A.E.E. pled true to the charge against her in juvenile court and was adjudicated a child who had engaged in delinquent behavior. She was placed on probation until age eighteen and ordered to attend counseling. As a condition of probation, A.E.E. was ordered to live with her mother's sister. Emmons appeals the court's decision to remove A.E.E. from his home.

We first address the question of Emmons' standing to bring this appeal. The State did not initially raise this issue, but an appellate court can question, on its own motion, the standing of a party to appeal from a juvenile court's order. See In re P.C., 970 S.W.2d 576, 577 (Tex. App.-Dallas 1998, no pet.). In a presubmission order, we requested the parties to address this issue.

Tex. Fam. Code Ann. § 56.01 (Vernon 2002) (1) controls the right to appeal an order from a juvenile court. Accordingly, an appeal may be taken by or on behalf of a child from an order disposing of the case entered under Section 54.04, unless Section 56.01(n) applies. Tex. Fam. Code Ann. § 56.01(c)(1)(B). Section 56.01(n) provides as follows:

(n) A child who enters a plea or agrees to a stipulation of evidence in a proceeding held under this title may not appeal an order of the juvenile court entered under . . . Section 54.04 . . . if the court makes a disposition in accordance with the agreement between the state and the child regarding the disposition of the case, unless:



(1) the court gives the child permission to appeal; or



(2) the appeal is based on a matter raised by written motion filed before the proceeding in which the child entered the plea or agreed to the stipulation of evidence.

The disposition in this juvenile proceeding was under Section 54.04, and that disposition was pursuant to an agreement between the State and the child. The agreement was that, if A.E.E. pled true to the charge, she would be placed on probation and, as a condition of that probation, she would be placed in the home of her maternal aunt. Because the juvenile court disposed of the case in accordance with this agreement, Section 56.01(n) is applicable. Further, the court did not give the child permission to appeal and this appeal is not based on a matter raised by written motion filed before the proceeding. It is clear A.E.E. could not appeal from this juvenile proceeding. The issue then is whether Emmons has standing to appeal the disposition of his child under these circumstances.

Tex. Fam. Code Ann. § 56.01(c)(1) provides that an appeal may be brought "by or on behalf of a child." However, Emmons is attempting to assert his parental rights through this appeal. Nowhere does he claim to be appealing on behalf of A.E.E.

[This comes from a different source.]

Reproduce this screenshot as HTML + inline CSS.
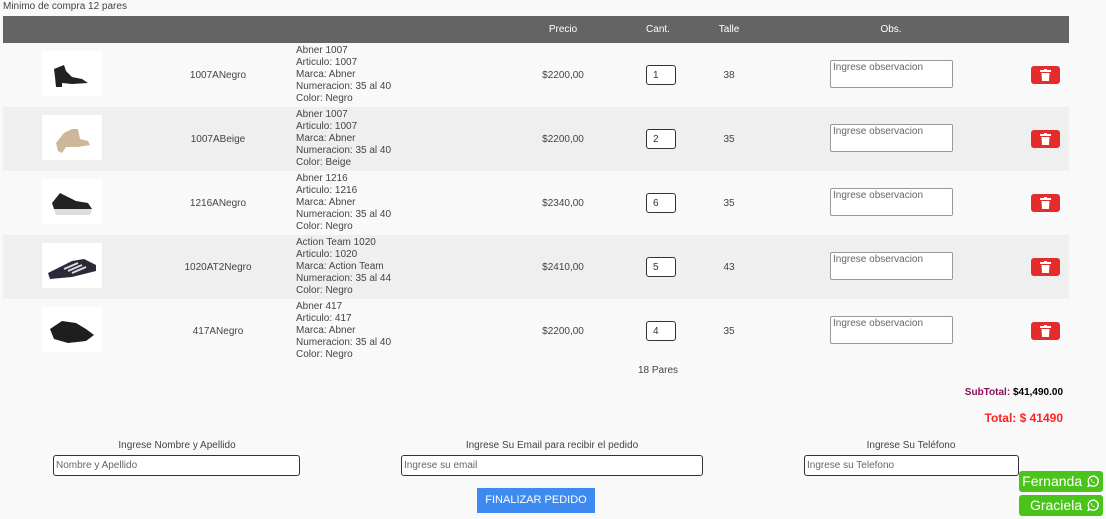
<!DOCTYPE html>
<html><head><meta charset="utf-8"><style>
*{box-sizing:border-box;margin:0;padding:0}
body{width:1106px;height:519px;background:#f9f9f9;font-family:"Liberation Sans",sans-serif;font-size:10px;color:#444;position:relative;overflow:hidden}
.a{position:absolute}
.hdr{left:3px;top:16px;width:1066px;height:27px;background:#646464;color:#fff}
.hdr span{position:absolute;top:8px;transform:translateX(-50%)}
.row{position:absolute;left:3px;width:1066px;height:64px}
.img{position:absolute;left:39px;top:8px;width:60px;height:45px;background:#fff}
.c{position:absolute;transform:translateX(-50%);white-space:nowrap}
.desc{position:absolute;left:293px;top:2px;line-height:12px}
.qty{position:absolute;left:643px;top:22px;width:30px;height:20px;border:1px solid #333;border-radius:3px;background:#fff;padding:4px 6px;color:#333}
.obs{position:absolute;left:827px;top:17px;width:123px;height:28px;border:1px solid #999;border-radius:2px;background:#fff;padding:1px 2px;color:#666}
.del{position:absolute;left:1028px;top:23px;width:29px;height:18px;background:#e52b2b;border-radius:3px}
.del svg{position:absolute;left:9px;top:3px}
.inp{position:absolute;height:21px;border:1px solid #333;border-radius:3px;background:#fff;padding:4px 2px;color:#666}
.wa{position:absolute;left:1019px;width:84px;height:21px;background:#4ac41a;color:#fff;font-size:14px;border-radius:3px;text-align:right;padding:2px 4px 0 0}
.wa svg{vertical-align:-2px}
</style></head><body>
<div class="a" style="left:3px;top:1px">Minimo de compra 12 pares</div>
<div class="a hdr"><span style="left:560px">Precio</span><span style="left:655px">Cant.</span><span style="left:726px">Talle</span><span style="left:888px">Obs.</span></div>

<div class="row" style="top:43px;background:#f9f9f9"><div class="img"><svg width="60" height="45"><path d="M12 18 L22 14 L24 20 L30 26 L40 28 L46 32 L30 33 L20 32 L20 36 L14 36 L13 26 Z" fill="#222"/></svg></div><div class="c" style="left:215px;top:27px">1007ANegro</div><div class="desc">Abner 1007<br>Articulo: 1007<br>Marca: Abner<br>Numeracion: 35 al 40<br>Color: Negro</div><div class="c" style="left:560px;top:27px">$2200,00</div><div class="qty">1</div><div class="c" style="left:726px;top:27px">38</div><div class="obs">Ingrese observacion</div><div class="del"><svg width="11" height="12"><rect x="0" y="1" width="11" height="2" fill="#fff"/><rect x="4" y="0" width="3" height="2" fill="#fff"/><path d="M1.5 4 H9.5 L9 12 H2 Z" fill="#fff"/></svg></div></div>

<div class="row" style="top:107px;background:#efefef"><div class="img"><svg width="60" height="45"><path d="M14 28 L22 18 L30 14 L36 14 L38 24 L46 26 L48 30 L36 32 L24 32 L20 38 L16 36 Z" fill="#cdb79a"/></svg></div><div class="c" style="left:215px;top:27px">1007ABeige</div><div class="desc">Abner 1007<br>Articulo: 1007<br>Marca: Abner<br>Numeracion: 35 al 40<br>Color: Beige</div><div class="c" style="left:560px;top:27px">$2200,00</div><div class="qty">2</div><div class="c" style="left:726px;top:27px">35</div><div class="obs">Ingrese observacion</div><div class="del"><svg width="11" height="12"><rect x="0" y="1" width="11" height="2" fill="#fff"/><rect x="4" y="0" width="3" height="2" fill="#fff"/><path d="M1.5 4 H9.5 L9 12 H2 Z" fill="#fff"/></svg></div></div>

<div class="row" style="top:171px;background:#f9f9f9"><div class="img"><svg width="60" height="45"><path d="M10 24 L18 14 L26 18 L34 22 L46 24 L50 30 L30 32 L12 30 Z" fill="#222"/><path d="M12 30 L50 30 L48 36 L14 36 Z" fill="#ddd"/></svg></div><div class="c" style="left:215px;top:27px">1216ANegro</div><div class="desc">Abner 1216<br>Articulo: 1216<br>Marca: Abner<br>Numeracion: 35 al 40<br>Color: Negro</div><div class="c" style="left:560px;top:27px">$2340,00</div><div class="qty">6</div><div class="c" style="left:726px;top:27px">35</div><div class="obs">Ingrese observacion</div><div class="del"><svg width="11" height="12"><rect x="0" y="1" width="11" height="2" fill="#fff"/><rect x="4" y="0" width="3" height="2" fill="#fff"/><path d="M1.5 4 H9.5 L9 12 H2 Z" fill="#fff"/></svg></div></div>

<div class="row" style="top:235px;background:#efefef"><div class="img"><svg width="60" height="45"><path d="M6 30 L30 18 L42 16 L54 22 L54 28 L30 34 L8 36 Z" fill="#2a2a3a"/><path d="M22 26 L36 20 M26 28 L40 22 M30 30 L44 24" stroke="#ddd" stroke-width="2"/></svg></div><div class="c" style="left:215px;top:27px">1020AT2Negro</div><div class="desc">Action Team 1020<br>Articulo: 1020<br>Marca: Action Team<br>Numeracion: 35 al 44<br>Color: Negro</div><div class="c" style="left:560px;top:27px">$2410,00</div><div class="qty">5</div><div class="c" style="left:726px;top:27px">43</div><div class="obs">Ingrese observacion</div><div class="del"><svg width="11" height="12"><rect x="0" y="1" width="11" height="2" fill="#fff"/><rect x="4" y="0" width="3" height="2" fill="#fff"/><path d="M1.5 4 H9.5 L9 12 H2 Z" fill="#fff"/></svg></div></div>

<div class="row" style="top:299px;background:#f9f9f9"><div class="img"><svg width="60" height="45"><path d="M8 22 L20 14 L34 16 L44 22 L52 28 L44 34 L26 36 L12 32 Z" fill="#1e1e1e"/></svg></div><div class="c" style="left:215px;top:27px">417ANegro</div><div class="desc">Abner 417<br>Articulo: 417<br>Marca: Abner<br>Numeracion: 35 al 40<br>Color: Negro</div><div class="c" style="left:560px;top:27px">$2200,00</div><div class="qty">4</div><div class="c" style="left:726px;top:27px">35</div><div class="obs">Ingrese observacion</div><div class="del"><svg width="11" height="12"><rect x="0" y="1" width="11" height="2" fill="#fff"/><rect x="4" y="0" width="3" height="2" fill="#fff"/><path d="M1.5 4 H9.5 L9 12 H2 Z" fill="#fff"/></svg></div></div>

<div class="c" style="left:658px;top:365px">18 Pares</div>
<div class="a" style="right:43px;top:387px;font-weight:bold;font-size:10px;color:#000"><span style="color:#8b0f5a">SubTotal:</span> $41,490.00</div>
<div class="a" style="right:43px;top:411px;font-weight:bold;font-size:12px;color:#f22">Total: $ 41490</div>

<div class="c" style="left:177px;top:440px">Ingrese Nombre y Apellido</div>
<div class="c" style="left:552px;top:440px">Ingrese Su Email para recibir el pedido</div>
<div class="c" style="left:911px;top:440px">Ingrese Su Teléfono</div>
<div class="inp" style="left:53px;top:455px;width:247px">Nombre y Apellido</div>
<div class="inp" style="left:401px;top:455px;width:302px">Ingrese su email</div>
<div class="inp" style="left:804px;top:455px;width:215px">Ingrese su Telefono</div>
<div class="a" style="left:477px;top:488px;width:118px;height:25px;background:#3d8af0;color:#fff;font-size:11px;text-align:center;padding-top:6px">FINALIZAR PEDIDO</div>
<div class="wa" style="top:471px">Fernanda <svg width="13" height="13" viewBox="0 0 13 13"><path d="M2.2 11.2 L3 8.8 A5 5 0 1 1 4.6 10.4 Z" fill="none" stroke="#fff" stroke-width="1.3"/><path d="M4.8 4.2 C4.6 5.6 6.6 8 8.4 8.2 L8.8 7.4 L7.8 6.9 L7.3 7.3 C6.6 7 6 6.3 5.8 5.8 L6.2 5.3 L5.7 4.2 Z" fill="#fff"/></svg></div>
<div class="wa" style="top:495px">Graciela <svg width="13" height="13" viewBox="0 0 13 13"><path d="M2.2 11.2 L3 8.8 A5 5 0 1 1 4.6 10.4 Z" fill="none" stroke="#fff" stroke-width="1.3"/><path d="M4.8 4.2 C4.6 5.6 6.6 8 8.4 8.2 L8.8 7.4 L7.8 6.9 L7.3 7.3 C6.6 7 6 6.3 5.8 5.8 L6.2 5.3 L5.7 4.2 Z" fill="#fff"/></svg></div>
</body></html>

The State, in its supplemental brief, stated it found no Texas case on point for this issue. However, the State cited two cases from other jurisdictions. In Arizona, a mother had standing to appeal the restitution order of a juvenile disposition because the mother was required by Arizona law to pay the restitution. The court held that, even though the only named parties to the action were the state and the juvenile, the mother was also an aggrieved party who had standing because the order from the juvenile proceeding was imposed on the mother. In re Kory L., 979 P.2d 543, 545 (Ariz. Ct. App. 1999). In California, a mother did not have standing to bring an appeal when the juvenile court placed her son on probation in her home. In re Almalik S., 68 Cal. App. 4th 851, 854 (Cal. Ct. App. 1998). Under a previous statute, California courts had allowed parents to appeal from juvenile orders; however, the court concluded in Almalik S. that a newly-enacted statute no longer granted parental standing to appeal because the statute stated a judgment may be appealed "by the minor." Id.

By using the language "by or on behalf of a child" in Section 56.01, the Texas Legislature has also limited those who may appeal from a juvenile proceeding. By the plain wording of the statute, the child has the right to appeal and the right of anyone else to appeal is derivative from the child's right, because such appeal must be on the child's behalf.

Emmons contends that he participated in this proceeding as the guardian of A.E.E. and that he has standing to bring this appeal in that capacity. However, the statute only authorizes an appeal "by or on behalf of a child," and in this case, the child does not have a right to appeal. See Tex.